2. Asynchronous experience
Asynchronous experience is another UX aspect that web3 needs to improve. Among new users, DeFi (decentralized finance) transactions appears to be a complex and overwhelming task to perform in Web3. A single transaction could require multiple confirmations, as well as several pending messages that need to be accepted, and can happen on two different platforms (on your wallet and the dApp) minutes apart.
In most cases, the platforms do not provide all the information that the user needs to calculate, verify and accept the transaction. So the users must also check several sources or platforms simultaneously, such as the gas rate (fee), their token’s market performance (Token = any digital asset, cryptocurrency or NFT), the reliability of the address you are interacting with and so on. Also, most of this information is changing every few seconds.
All of this raises questions about what are we doing and where it comes from, which may be related to a lack of knowledge and trust. To help the user make an informed decision, we must understand what they need. So, we can provide links to the correct sources while being clear that we are redirecting them to an external tool. Also, we can provide the exact data they need in one place, as well as giving instant feedback to guide the user in this uncertain and asynchronous environment.
Nothing new, right? Nonetheless, since users are used to Web2 transactions, where it is rare for a payment to be canceled or for the user to remain unaware of a payment that has been made, we need to reduce the overwhelming feeling of Web3 transactions.
My last thought on this is about mobile usability, as these actions and queries happen across multiple apps, along with website changes, and the information we consult is usually complicated and full of data. It’s a big challenge to think in mobile-first solutions.
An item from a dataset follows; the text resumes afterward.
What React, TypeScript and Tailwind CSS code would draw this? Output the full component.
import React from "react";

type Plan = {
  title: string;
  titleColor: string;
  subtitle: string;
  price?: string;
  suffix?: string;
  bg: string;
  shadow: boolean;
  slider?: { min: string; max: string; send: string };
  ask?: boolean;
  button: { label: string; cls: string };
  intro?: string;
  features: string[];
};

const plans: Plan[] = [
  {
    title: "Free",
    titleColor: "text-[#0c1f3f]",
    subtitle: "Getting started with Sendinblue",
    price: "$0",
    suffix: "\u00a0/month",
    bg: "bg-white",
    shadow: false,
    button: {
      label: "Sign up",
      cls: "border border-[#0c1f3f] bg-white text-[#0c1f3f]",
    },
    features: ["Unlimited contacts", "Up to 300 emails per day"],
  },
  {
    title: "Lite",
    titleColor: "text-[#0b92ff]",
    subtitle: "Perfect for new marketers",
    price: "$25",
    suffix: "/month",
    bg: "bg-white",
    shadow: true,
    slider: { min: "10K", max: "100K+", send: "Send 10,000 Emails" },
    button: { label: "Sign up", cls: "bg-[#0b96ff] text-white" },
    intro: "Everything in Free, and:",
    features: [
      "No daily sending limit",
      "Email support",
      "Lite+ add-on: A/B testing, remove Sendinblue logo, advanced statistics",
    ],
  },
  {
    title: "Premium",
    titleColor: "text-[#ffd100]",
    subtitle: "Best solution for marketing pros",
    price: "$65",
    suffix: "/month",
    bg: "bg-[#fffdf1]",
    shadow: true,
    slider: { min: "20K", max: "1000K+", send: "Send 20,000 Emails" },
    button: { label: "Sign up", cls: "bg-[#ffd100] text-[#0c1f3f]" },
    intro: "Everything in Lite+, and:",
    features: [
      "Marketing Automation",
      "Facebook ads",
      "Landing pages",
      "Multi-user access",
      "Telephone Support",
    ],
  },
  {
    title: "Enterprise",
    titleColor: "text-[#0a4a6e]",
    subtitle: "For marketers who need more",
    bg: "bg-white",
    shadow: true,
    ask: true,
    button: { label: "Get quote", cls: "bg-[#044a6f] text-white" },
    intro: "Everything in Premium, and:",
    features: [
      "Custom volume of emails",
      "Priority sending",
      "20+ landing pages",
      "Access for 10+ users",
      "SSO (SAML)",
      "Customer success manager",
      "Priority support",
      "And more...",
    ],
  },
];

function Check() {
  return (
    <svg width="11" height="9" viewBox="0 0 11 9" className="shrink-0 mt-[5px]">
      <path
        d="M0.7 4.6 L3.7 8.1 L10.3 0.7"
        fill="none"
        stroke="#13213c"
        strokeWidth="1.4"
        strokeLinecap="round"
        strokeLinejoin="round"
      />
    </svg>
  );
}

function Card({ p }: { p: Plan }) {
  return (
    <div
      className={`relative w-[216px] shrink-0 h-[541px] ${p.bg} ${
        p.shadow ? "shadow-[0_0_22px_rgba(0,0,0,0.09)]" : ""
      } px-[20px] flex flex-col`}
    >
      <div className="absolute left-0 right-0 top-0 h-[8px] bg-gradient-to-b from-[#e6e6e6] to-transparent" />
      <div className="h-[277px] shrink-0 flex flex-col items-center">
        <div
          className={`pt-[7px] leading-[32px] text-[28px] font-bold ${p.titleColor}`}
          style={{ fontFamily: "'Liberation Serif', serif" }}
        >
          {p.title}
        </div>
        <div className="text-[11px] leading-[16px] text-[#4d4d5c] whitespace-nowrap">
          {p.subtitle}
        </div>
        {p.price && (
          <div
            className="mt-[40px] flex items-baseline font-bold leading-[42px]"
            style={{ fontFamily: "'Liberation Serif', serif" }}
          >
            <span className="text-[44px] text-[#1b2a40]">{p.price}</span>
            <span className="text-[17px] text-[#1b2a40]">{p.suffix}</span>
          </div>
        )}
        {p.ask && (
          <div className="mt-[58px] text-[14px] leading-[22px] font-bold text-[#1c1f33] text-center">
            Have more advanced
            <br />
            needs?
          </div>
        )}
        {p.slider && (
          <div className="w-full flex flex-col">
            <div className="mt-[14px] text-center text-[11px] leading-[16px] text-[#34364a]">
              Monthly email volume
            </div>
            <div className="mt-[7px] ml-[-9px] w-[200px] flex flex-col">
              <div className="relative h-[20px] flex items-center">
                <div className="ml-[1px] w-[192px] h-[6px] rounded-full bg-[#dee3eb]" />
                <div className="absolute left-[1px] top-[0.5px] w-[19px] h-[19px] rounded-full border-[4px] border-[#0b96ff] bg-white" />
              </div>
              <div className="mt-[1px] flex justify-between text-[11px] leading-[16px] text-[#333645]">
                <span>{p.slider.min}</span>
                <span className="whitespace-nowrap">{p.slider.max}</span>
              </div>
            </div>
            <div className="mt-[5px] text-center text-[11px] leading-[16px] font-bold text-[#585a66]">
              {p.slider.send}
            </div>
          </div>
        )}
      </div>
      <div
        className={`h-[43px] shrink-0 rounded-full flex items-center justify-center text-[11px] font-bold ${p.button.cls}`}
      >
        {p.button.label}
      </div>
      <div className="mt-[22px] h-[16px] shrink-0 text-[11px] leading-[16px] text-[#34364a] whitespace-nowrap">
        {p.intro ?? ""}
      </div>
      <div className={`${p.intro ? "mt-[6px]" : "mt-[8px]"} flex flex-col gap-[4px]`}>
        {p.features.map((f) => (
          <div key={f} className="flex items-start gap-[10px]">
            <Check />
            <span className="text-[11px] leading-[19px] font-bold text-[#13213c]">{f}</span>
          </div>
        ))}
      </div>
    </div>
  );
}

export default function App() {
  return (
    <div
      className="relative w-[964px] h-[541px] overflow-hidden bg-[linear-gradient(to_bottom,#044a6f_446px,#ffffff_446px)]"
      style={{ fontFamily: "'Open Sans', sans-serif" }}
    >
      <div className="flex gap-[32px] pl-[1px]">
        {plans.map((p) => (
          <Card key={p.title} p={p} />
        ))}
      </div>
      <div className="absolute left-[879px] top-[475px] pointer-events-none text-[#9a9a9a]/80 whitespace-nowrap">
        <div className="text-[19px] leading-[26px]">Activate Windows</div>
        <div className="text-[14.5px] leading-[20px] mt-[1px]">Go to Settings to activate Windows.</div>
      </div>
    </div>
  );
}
3. Response times for blockchain queries are slow
This is one of the aspects of UX that Web3 most needs to improve. Web2 users know that a 3 second wait for a system response is a long time, so we need to figure out how to handle waiting time on Web3. Now that we have gained trust and transparency, what about time waiting?
We need to take into account that if we are reading data that has already been written and confirmed in the chain it could be fast, but when we need to write data, it could be really slow. So, if someone expects to finish a transaction and then read it immediately after, the user will be disappointed. Depending on several factors (and the chain, not all of them perform the same way), the time frame can be from seconds to minutes or hours. Give you context, when a transaction is pushed to the blockchain, it does all the things that a traditional database does. However, it’s slowed down because of carrying more operations, including signature verification and tx validations with a consensus method that adds more time before a transaction can be processed.
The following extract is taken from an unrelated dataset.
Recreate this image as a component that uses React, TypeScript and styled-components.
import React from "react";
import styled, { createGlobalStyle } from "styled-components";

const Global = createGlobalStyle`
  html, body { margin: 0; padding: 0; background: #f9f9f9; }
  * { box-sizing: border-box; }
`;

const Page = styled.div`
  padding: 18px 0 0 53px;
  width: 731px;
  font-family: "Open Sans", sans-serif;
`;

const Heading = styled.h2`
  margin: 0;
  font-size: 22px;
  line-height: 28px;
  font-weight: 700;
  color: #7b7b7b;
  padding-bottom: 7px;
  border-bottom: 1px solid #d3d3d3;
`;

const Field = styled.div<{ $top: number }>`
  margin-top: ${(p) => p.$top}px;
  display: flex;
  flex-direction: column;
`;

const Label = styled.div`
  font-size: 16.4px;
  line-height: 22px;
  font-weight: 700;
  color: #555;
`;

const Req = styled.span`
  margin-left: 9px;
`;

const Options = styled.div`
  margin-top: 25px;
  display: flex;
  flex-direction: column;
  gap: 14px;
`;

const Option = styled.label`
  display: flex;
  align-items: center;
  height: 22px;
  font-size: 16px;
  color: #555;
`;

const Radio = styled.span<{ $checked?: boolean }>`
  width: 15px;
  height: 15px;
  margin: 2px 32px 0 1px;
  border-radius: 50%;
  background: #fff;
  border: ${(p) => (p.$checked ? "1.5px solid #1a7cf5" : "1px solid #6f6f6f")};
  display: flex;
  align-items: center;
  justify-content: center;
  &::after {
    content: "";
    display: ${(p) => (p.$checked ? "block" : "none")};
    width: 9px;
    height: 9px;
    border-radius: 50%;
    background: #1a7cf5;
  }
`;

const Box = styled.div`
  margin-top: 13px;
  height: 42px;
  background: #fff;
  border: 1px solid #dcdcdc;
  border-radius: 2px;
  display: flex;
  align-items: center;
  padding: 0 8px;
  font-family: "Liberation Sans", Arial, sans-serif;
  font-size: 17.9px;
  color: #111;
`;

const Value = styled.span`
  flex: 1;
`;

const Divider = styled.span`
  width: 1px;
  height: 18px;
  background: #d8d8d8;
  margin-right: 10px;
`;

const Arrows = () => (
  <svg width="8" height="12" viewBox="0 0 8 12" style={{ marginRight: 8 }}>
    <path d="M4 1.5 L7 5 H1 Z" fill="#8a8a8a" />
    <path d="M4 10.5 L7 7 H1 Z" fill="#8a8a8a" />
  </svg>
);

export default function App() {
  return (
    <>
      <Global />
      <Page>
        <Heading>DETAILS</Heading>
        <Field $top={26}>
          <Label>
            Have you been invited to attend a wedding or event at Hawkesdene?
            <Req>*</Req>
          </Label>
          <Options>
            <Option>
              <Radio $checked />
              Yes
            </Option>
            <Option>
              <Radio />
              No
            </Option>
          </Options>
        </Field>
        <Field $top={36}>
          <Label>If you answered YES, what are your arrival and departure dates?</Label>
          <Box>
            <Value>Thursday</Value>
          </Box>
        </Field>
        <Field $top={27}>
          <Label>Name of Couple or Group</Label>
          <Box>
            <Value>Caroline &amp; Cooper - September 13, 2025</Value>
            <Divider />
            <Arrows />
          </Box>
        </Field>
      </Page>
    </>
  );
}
Until now, it seems that this issue is just technical and, as UXers, we can’t do much. But, we know that people need to have information in seconds and Web3 products often appear to be broken or in an action that never ends. So, we need to be creative on how the users perceive the time. We need to be really clear about their actions status (ie. started, processing, finished), counters and loadings are a good tool to explain whatever the system is doing and how long it could take. Keep them on track!
4. New users mindsets are unknown
There is no doubt that Web3 brings with it major paradigm shifts, which will bring changes in the way users interact with it.
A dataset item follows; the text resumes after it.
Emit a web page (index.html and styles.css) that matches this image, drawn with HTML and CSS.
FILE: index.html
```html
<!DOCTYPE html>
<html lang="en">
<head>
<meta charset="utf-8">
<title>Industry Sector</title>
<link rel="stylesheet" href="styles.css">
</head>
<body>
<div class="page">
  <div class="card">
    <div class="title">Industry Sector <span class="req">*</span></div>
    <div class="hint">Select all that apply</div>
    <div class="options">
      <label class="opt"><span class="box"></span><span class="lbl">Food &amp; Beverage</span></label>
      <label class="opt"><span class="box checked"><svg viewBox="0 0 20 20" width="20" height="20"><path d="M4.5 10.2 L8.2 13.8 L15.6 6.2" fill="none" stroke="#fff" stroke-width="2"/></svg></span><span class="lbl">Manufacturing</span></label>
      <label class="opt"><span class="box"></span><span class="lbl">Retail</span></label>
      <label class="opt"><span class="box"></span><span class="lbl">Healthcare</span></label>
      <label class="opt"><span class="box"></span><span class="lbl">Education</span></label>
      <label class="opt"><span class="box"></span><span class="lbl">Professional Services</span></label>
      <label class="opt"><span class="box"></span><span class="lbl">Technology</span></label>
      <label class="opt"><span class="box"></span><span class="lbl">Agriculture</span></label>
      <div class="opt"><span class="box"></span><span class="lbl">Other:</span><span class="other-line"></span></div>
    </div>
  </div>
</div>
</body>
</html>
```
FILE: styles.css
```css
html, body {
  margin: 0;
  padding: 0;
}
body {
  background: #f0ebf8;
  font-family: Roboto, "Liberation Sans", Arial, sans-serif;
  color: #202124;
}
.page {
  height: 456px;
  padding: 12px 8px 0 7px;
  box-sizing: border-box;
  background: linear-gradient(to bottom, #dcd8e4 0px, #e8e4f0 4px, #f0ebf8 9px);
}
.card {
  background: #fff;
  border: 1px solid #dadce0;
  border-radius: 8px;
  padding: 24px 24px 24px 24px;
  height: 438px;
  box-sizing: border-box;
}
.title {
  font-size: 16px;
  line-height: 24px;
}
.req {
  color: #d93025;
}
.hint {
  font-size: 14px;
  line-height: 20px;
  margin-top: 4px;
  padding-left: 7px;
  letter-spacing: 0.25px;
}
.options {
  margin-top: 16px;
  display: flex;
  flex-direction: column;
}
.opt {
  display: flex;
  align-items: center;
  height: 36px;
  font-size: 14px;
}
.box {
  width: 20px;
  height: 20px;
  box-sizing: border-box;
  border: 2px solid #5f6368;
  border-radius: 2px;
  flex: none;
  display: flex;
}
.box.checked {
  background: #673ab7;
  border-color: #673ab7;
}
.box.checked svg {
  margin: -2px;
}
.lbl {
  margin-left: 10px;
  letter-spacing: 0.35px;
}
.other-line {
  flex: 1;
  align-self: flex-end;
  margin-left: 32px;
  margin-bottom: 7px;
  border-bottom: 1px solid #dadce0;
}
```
Decentralization will enhance the participation of the community in the development of this technology, which will provide transparency in the data and a sense of belonging. Taking the ownership of our own information will make us more aware of how and where to use it, and force us to take full responsibility for keeping it safe. Non-custodial wallets are already presenting these habit changes in the face of decentralized finances without knowing in advance if users will really get used to them and adopt them for good.
Knowing that Web3 is still in its discovery phase, no one knows what they want or how they want it. Even the market price hasn’t been set yet! It’s constantly changing at a speed that is difficult to follow, creating a sense of madness and stress. Will people adapt to this, or will this technology adapt to its new users mindsets?
To improve the UX aspect that Web3, It is necessary to keep our users close to us, to get to know them and to be aware of their needs and expectations, even if they don’t know it yet. But, it will be better if we discover the path together. Including user research, usability tests, metrics and other research methods that suit us, it will help us discover step-by-step the new mindsets and behaviors on which Web3 will be based.
There are plenty of active users who love to share information, whether openly or anonymously, on Twitter and Discord. There are even some Web3 projects for this; for example, there is a nice tool to obtain user insight, called Early Ones, that offers feedback and opinions from users that already are consuming Web3 products in its early stages. We just need to look around, find our target participants and do our research.
5. Lack of education to the newbie user
The last aspect of UX that Web3 needs to improve is the lack of education of the novice user. Newcomers can feel overwhelmed and disoriented when landing on a Web3 product for the first time. This happens especially on the first few screens of the product, which show all the information, features and options at once. There seem to be no instructions and the user is expected to figure out how to use it on their own.
And this is not so trivial, everything you do in blockchain/DeFi is on you. You are fully responsible, but also the one to blame. The users must pay attention and be aware of all their interactions. There is no going back in blockchain matters, here is no customer support to solve the mistakes. Your tokens, keys, or other assets could be lost forever if you don’t know what you’re doing. And keep in mind that nothing on Web3 is for free.
Thus, a newbie faces a high barrier to entry and is prone to mistakes when it comes to niche knowledge. Is the UXer that should prevent any kind of undesirable mistakes where possible.
It is clear that the blockchain itself is a complex theory and challenges the user to be informed, to study new concepts and to be in the flow. But, it takes a lot of learning to fully understand it, and it shouldn’t be this hard for newbies. We need to educate, motivate and guide them.
To engage new users smoothly and faster in this world, we need to devote resources and efforts to educate them and provide friendly and digestible information. Detailed manuals are not necessary, who needs to know everything all the time? But the use of FAQs, help docs and walkthroughs could be good options, as well as paying special attention to our onboarding flows. Also, we can add goals for users to achieve as they progress from newbies to advanced users, to become more and more proficient in the use of dApps. Therefore, this learning process can be simplified and more gradual.
This has been just a glimpse of some of the aspects UX that web3 needs to change. But, I know there are a lot of other aspects that we could improve to make our new users’ lives much easier.
Good UX practices haven’t yet emerged and we have many challenges to overcome. The expectation and the high bar that Web2’s users left us, will turn these challenges into a real statement as something to motivate us to improve ourselves. We are at a time when we need to use the best of web2’s design and mix it up with the best UX solutions that this new era will bring. Based, for sure, on new users.